#### [SUPPLIED INFORMATION]
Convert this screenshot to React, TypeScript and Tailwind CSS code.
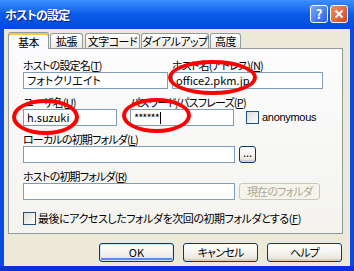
import React from "react";

const font = "font-['Noto_Sans_CJK_JP','Noto_Sans',sans-serif] [font-feature-settings:'palt'] whitespace-nowrap";

function XpButton({
  children,
  className = "",
  isDefault = false,
  disabled = false,
}: {
  children: React.ReactNode;
  className?: string;
  isDefault?: boolean;
  disabled?: boolean;
}) {
  if (disabled) {
    return (
      <div
        className={`flex items-center justify-center rounded-[3px] border border-[#C9C7BA] bg-[#F5F4EA] text-[11px] tracking-[-0.8px] text-[#ACA899] ${className}`}
      >
        {children}
      </div>
    );
  }
  return (
    <div
      className={`flex items-center justify-center rounded-[3px] border border-[#003C74] bg-gradient-to-b from-white via-[#F5F4EF] to-[#E3E1D6] text-[11px] text-black ${
        isDefault
          ? "shadow-[inset_0_0_0_1px_#CEE7FF,inset_0_-2px_0_1px_#6982EE]"
          : "shadow-[inset_0_-2px_0_#D6D0C5]"
      } ${className}`}
    >
      {children}
    </div>
  );
}

function Checkbox() {
  return (
    <div className="h-[13px] w-[13px] shrink-0 border border-[#1C5180] bg-gradient-to-br from-[#DCDCD7] to-white" />
  );
}

function Field({ className = "", children }: { className?: string; children?: React.ReactNode }) {
  return (
    <div
      className={`flex h-[17px] items-center border border-[#7F9DB9] bg-white px-[3px] text-[11px] leading-none text-black ${className}`}
    >
      {children}
    </div>
  );
}

function Label({ children, className = "" }: { children: React.ReactNode; className?: string }) {
  return (
    <div className={`h-[14px] text-[11px] leading-[14px] tracking-[-0.8px] text-black ${className}`}>{children}</div>
  );
}

function Tab({ label, active = false, className = "" }: { label: string; active?: boolean; className?: string }) {
  if (active) {
    return (
      <div
        className={`relative z-10 -mb-px flex h-[17px] items-start justify-center rounded-t-[3px] border border-b-0 border-[#919B9C] bg-[#FCFCFE] pt-[2px] text-[11px] leading-[14px] tracking-[-0.5px] shadow-[inset_0_2px_0_#FFC83C] ${className}`}
      >
        {label}
      </div>
    );
  }
  return (
    <div
      className={`flex h-[15px] items-center justify-center rounded-t-[3px] border border-b-0 border-[#919B9C] bg-gradient-to-b from-white to-[#ECEBE6] text-[11px] leading-[14px] tracking-[-0.5px] ${className}`}
    >
      {label}
    </div>
  );
}

export default function App() {
  return (
    <div className={`relative flex h-[271px] w-[354px] flex-col overflow-hidden bg-[#0A4BE0] ${font}`}>
      {/* title bar */}
      <div className="flex h-[29px] shrink-0 items-center justify-between bg-gradient-to-b from-[#3C8EFF] via-[#0A5CE8] to-[#0248DC] pl-[5px] pr-[6px]">
        <span className="text-[12px] font-bold tracking-[-0.8px] text-white [text-shadow:1px_1px_0_#0A1E8C]">
          ホストの設定
        </span>
        <div className="flex gap-[2px] pb-[2px]">
          <div className="flex h-[18px] w-[18px] items-center justify-center rounded-[3px] border border-white bg-gradient-to-br from-[#76A6FF] to-[#2B5FE0] text-[13px] font-bold leading-none text-white">
            ?
          </div>
          <div className="flex h-[18px] w-[18px] items-center justify-center rounded-[3px] border border-white bg-gradient-to-br from-[#F28E6A] to-[#D2461E]">
            <svg width="10" height="10" viewBox="0 0 10 10">
              <path d="M1.5 1.5 L8.5 8.5 M8.5 1.5 L1.5 8.5" stroke="white" strokeWidth="2" />
            </svg>
          </div>
        </div>
      </div>

      {/* body */}
      <div className="mx-[4px] flex flex-1 flex-col bg-[#ECE9D8] pl-[4px] pr-[7px] pt-[3px]">
        {/* tabs */}
        <div className="flex h-[16px] items-end">
          <Tab label="基本" active className="w-[41px]" />
          <Tab label="拡張" className="ml-[1px] w-[33px]" />
          <Tab label="文字コード" className="ml-[2px] w-[55px]" />
          <Tab label="ダイアルアップ" className="ml-[1px] w-[68px]" />
          <Tab label="高度" className="ml-[1px] w-[31px]" />
        </div>

        {/* panel */}
        <div className="flex h-[186px] flex-col border border-[#919B9C] bg-gradient-to-b from-[#FCFCFE] to-[#F4F3EE] pl-[14px] pt-[9px]">
          <div className="flex gap-[4px]">
            <div className="flex flex-col">
              <Label>ホストの設定名(<u>T</u>)</Label>
              <Field className="w-[145px]">フォトクリエイト</Field>
            </div>
            <div className="flex flex-col">
              <Label>ホスト名(アドレス)(<u>N</u>)</Label>
              <Field className="w-[151px]">office2.pkm.jp</Field>
            </div>
          </div>

          <div className="mt-[6px] flex items-end">
            <div className="flex w-[94px] flex-col">
              <Label>ユーザ名(<u>U</u>)</Label>
              <Field className="w-[94px]">h.suzuki</Field>
            </div>
            <div className="ml-[13px] flex w-[104px] flex-col">
              <Label className="tracking-[-0.3px]">パスワード/パスフレーズ(<u>P</u>)</Label>
              <Field className="w-[104px]">
                <span className="tracking-[-1px]">******</span>
                <span className="ml-[1px] h-[12px] w-px bg-black" />
              </Field>
            </div>
            <div className="mb-[2px] ml-[12px] flex items-center gap-[3px]">
              <Checkbox />
              <span className="font-['Liberation_Sans',sans-serif] text-[11px] leading-none tracking-[-0.3px]">
                anonymous
              </span>
            </div>
          </div>

          <Label className="mt-[6px]">ローカルの初期フォルダ(<u>L</u>)</Label>
          <div className="flex gap-[4px]">
            <Field className="w-[212px]" />
            <XpButton className="h-[17px] w-[17px] pb-[4px] text-[10px]">...</XpButton>
          </div>

          <Label className="mt-[6px]">ホストの初期フォルダ(<u>R</u>)</Label>
          <div className="flex gap-[4px]">
            <Field className="w-[212px]" />
            <XpButton disabled className="h-[17px] w-[81px]">
              現在のフォルダ
            </XpButton>
          </div>

          <div className="mt-[11px] flex items-center gap-[2px]">
            <Checkbox />
            <span className="text-[11px] leading-[14px] tracking-[-0.45px]">
              最後にアクセスしたフォルダを次回の初期フォルダとする(<u>F</u>)
            </span>
          </div>
        </div>

        {/* buttons */}
        <div className="mt-[9px] flex justify-end gap-[9px] pr-[1px]">
          <XpButton isDefault className="h-[19px] w-[75px]">
            OK
          </XpButton>
          <XpButton className="h-[19px] w-[75px] tracking-[-0.8px]">キャンセル</XpButton>
          <XpButton className="h-[19px] w-[75px] tracking-[-0.8px]">ヘルプ</XpButton>
        </div>
      </div>
      <div className="h-[5px] shrink-0 bg-[#0831D9]" />

      {/* red annotation ellipses */}
      <div className="pointer-events-none absolute left-[168px] top-[60px] h-[35px] w-[89px] rounded-[50%] border-[4px] border-[#FF0000]" />
      <div className="pointer-events-none absolute left-[12px] top-[99px] h-[36px] w-[67px] rounded-[50%] border-[4px] border-[#FF0000]" />
      <div className="pointer-events-none absolute left-[122px] top-[98px] h-[35px] w-[69px] rounded-[50%] border-[4px] border-[#FF0000]" />
    </div>
  );
}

#### [TASK REQUIREMENTS]
Restate the whole listing above exactly, please, omitting every image.

#### [TASK RESPONSE]
Convert this screenshot to React, TypeScript and Tailwind CSS code.
import React from "react";

const font = "font-['Noto_Sans_CJK_JP','Noto_Sans',sans-serif] [font-feature-settings:'palt'] whitespace-nowrap";

function XpButton({
  children,
  className = "",
  isDefault = false,
  disabled = false,
}: {
  children: React.ReactNode;
  className?: string;
  isDefault?: boolean;
  disabled?: boolean;
}) {
  if (disabled) {
    return (
      <div
        className={`flex items-center justify-center rounded-[3px] border border-[#C9C7BA] bg-[#F5F4EA] text-[11px] tracking-[-0.8px] text-[#ACA899] ${className}`}
      >
        {children}
      </div>
    );
  }
  return (
    <div
      className={`flex items-center justify-center rounded-[3px] border border-[#003C74] bg-gradient-to-b from-white via-[#F5F4EF] to-[#E3E1D6] text-[11px] text-black ${
        isDefault
          ? "shadow-[inset_0_0_0_1px_#CEE7FF,inset_0_-2px_0_1px_#6982EE]"
          : "shadow-[inset_0_-2px_0_#D6D0C5]"
      } ${className}`}
    >
      {children}
    </div>
  );
}

function Checkbox() {
  return (
    <div className="h-[13px] w-[13px] shrink-0 border border-[#1C5180] bg-gradient-to-br from-[#DCDCD7] to-white" />
  );
}

function Field({ className = "", children }: { className?: string; children?: React.ReactNode }) {
  return (
    <div
      className={`flex h-[17px] items-center border border-[#7F9DB9] bg-white px-[3px] text-[11px] leading-none text-black ${className}`}
    >
      {children}
    </div>
  );
}

function Label({ children, className = "" }: { children: React.ReactNode; className?: string }) {
  return (
    <div className={`h-[14px] text-[11px] leading-[14px] tracking-[-0.8px] text-black ${className}`}>{children}</div>
  );
}

function Tab({ label, active = false, className = "" }: { label: string; active?: boolean; className?: string }) {
  if (active) {
    return (
      <div
        className={`relative z-10 -mb-px flex h-[17px] items-start justify-center rounded-t-[3px] border border-b-0 border-[#919B9C] bg-[#FCFCFE] pt-[2px] text-[11px] leading-[14px] tracking-[-0.5px] shadow-[inset_0_2px_0_#FFC83C] ${className}`}
      >
        {label}
      </div>
    );
  }
  return (
    <div
      className={`flex h-[15px] items-center justify-center rounded-t-[3px] border border-b-0 border-[#919B9C] bg-gradient-to-b from-white to-[#ECEBE6] text-[11px] leading-[14px] tracking-[-0.5px] ${className}`}
    >
      {label}
    </div>
  );
}

export default function App() {
  return (
    <div className={`relative flex h-[271px] w-[354px] flex-col overflow-hidden bg-[#0A4BE0] ${font}`}>
      {/* title bar */}
      <div className="flex h-[29px] shrink-0 items-center justify-between bg-gradient-to-b from-[#3C8EFF] via-[#0A5CE8] to-[#0248DC] pl-[5px] pr-[6px]">
        <span className="text-[12px] font-bold tracking-[-0.8px] text-white [text-shadow:1px_1px_0_#0A1E8C]">
          ホストの設定
        </span>
        <div className="flex gap-[2px] pb-[2px]">
          <div className="flex h-[18px] w-[18px] items-center justify-center rounded-[3px] border border-white bg-gradient-to-br from-[#76A6FF] to-[#2B5FE0] text-[13px] font-bold leading-none text-white">
            ?
          </div>
          <div className="flex h-[18px] w-[18px] items-center justify-center rounded-[3px] border border-white bg-gradient-to-br from-[#F28E6A] to-[#D2461E]">
            <svg width="10" height="10" viewBox="0 0 10 10">
              <path d="M1.5 1.5 L8.5 8.5 M8.5 1.5 L1.5 8.5" stroke="white" strokeWidth="2" />
            </svg>
          </div>
        </div>
      </div>

      {/* body */}
      <div className="mx-[4px] flex flex-1 flex-col bg-[#ECE9D8] pl-[4px] pr-[7px] pt-[3px]">
        {/* tabs */}
        <div className="flex h-[16px] items-end">
          <Tab label="基本" active className="w-[41px]" />
          <Tab label="拡張" className="ml-[1px] w-[33px]" />
          <Tab label="文字コード" className="ml-[2px] w-[55px]" />
          <Tab label="ダイアルアップ" className="ml-[1px] w-[68px]" />
          <Tab label="高度" className="ml-[1px] w-[31px]" />
        </div>

        {/* panel */}
        <div className="flex h-[186px] flex-col border border-[#919B9C] bg-gradient-to-b from-[#FCFCFE] to-[#F4F3EE] pl-[14px] pt-[9px]">
          <div className="flex gap-[4px]">
            <div className="flex flex-col">
              <Label>ホストの設定名(<u>T</u>)</Label>
              <Field className="w-[145px]">フォトクリエイト</Field>
            </div>
            <div className="flex flex-col">
              <Label>ホスト名(アドレス)(<u>N</u>)</Label>
              <Field className="w-[151px]">office2.pkm.jp</Field>
            </div>
          </div>

          <div className="mt-[6px] flex items-end">
            <div className="flex w-[94px] flex-col">
              <Label>ユーザ名(<u>U</u>)</Label>
              <Field className="w-[94px]">h.suzuki</Field>
            </div>
            <div className="ml-[13px] flex w-[104px] flex-col">
              <Label className="tracking-[-0.3px]">パスワード/パスフレーズ(<u>P</u>)</Label>
              <Field className="w-[104px]">
                <span className="tracking-[-1px]">******</span>
                <span className="ml-[1px] h-[12px] w-px bg-black" />
              </Field>
            </div>
            <div className="mb-[2px] ml-[12px] flex items-center gap-[3px]">
              <Checkbox />
              <span className="font-['Liberation_Sans',sans-serif] text-[11px] leading-none tracking-[-0.3px]">
                anonymous
              </span>
            </div>
          </div>

          <Label className="mt-[6px]">ローカルの初期フォルダ(<u>L</u>)</Label>
          <div className="flex gap-[4px]">
            <Field className="w-[212px]" />
            <XpButton className="h-[17px] w-[17px] pb-[4px] text-[10px]">...</XpButton>
          </div>

          <Label className="mt-[6px]">ホストの初期フォルダ(<u>R</u>)</Label>
          <div className="flex gap-[4px]">
            <Field className="w-[212px]" />
            <XpButton disabled className="h-[17px] w-[81px]">
              現在のフォルダ
            </XpButton>
          </div>

          <div className="mt-[11px] flex items-center gap-[2px]">
            <Checkbox />
            <span className="text-[11px] leading-[14px] tracking-[-0.45px]">
              最後にアクセスしたフォルダを次回の初期フォルダとする(<u>F</u>)
            </span>
          </div>
        </div>

        {/* buttons */}
        <div className="mt-[9px] flex justify-end gap-[9px] pr-[1px]">
          <XpButton isDefault className="h-[19px] w-[75px]">
            OK
          </XpButton>
          <XpButton className="h-[19px] w-[75px] tracking-[-0.8px]">キャンセル</XpButton>
          <XpButton className="h-[19px] w-[75px] tracking-[-0.8px]">ヘルプ</XpButton>
        </div>
      </div>
      <div className="h-[5px] shrink-0 bg-[#0831D9]" />

      {/* red annotation ellipses */}
      <div className="pointer-events-none absolute left-[168px] top-[60px] h-[35px] w-[89px] rounded-[50%] border-[4px] border-[#FF0000]" />
      <div className="pointer-events-none absolute left-[12px] top-[99px] h-[36px] w-[67px] rounded-[50%] border-[4px] border-[#FF0000]" />
      <div className="pointer-events-none absolute left-[122px] top-[98px] h-[35px] w-[69px] rounded-[50%] border-[4px] border-[#FF0000]" />
    </div>
  );
}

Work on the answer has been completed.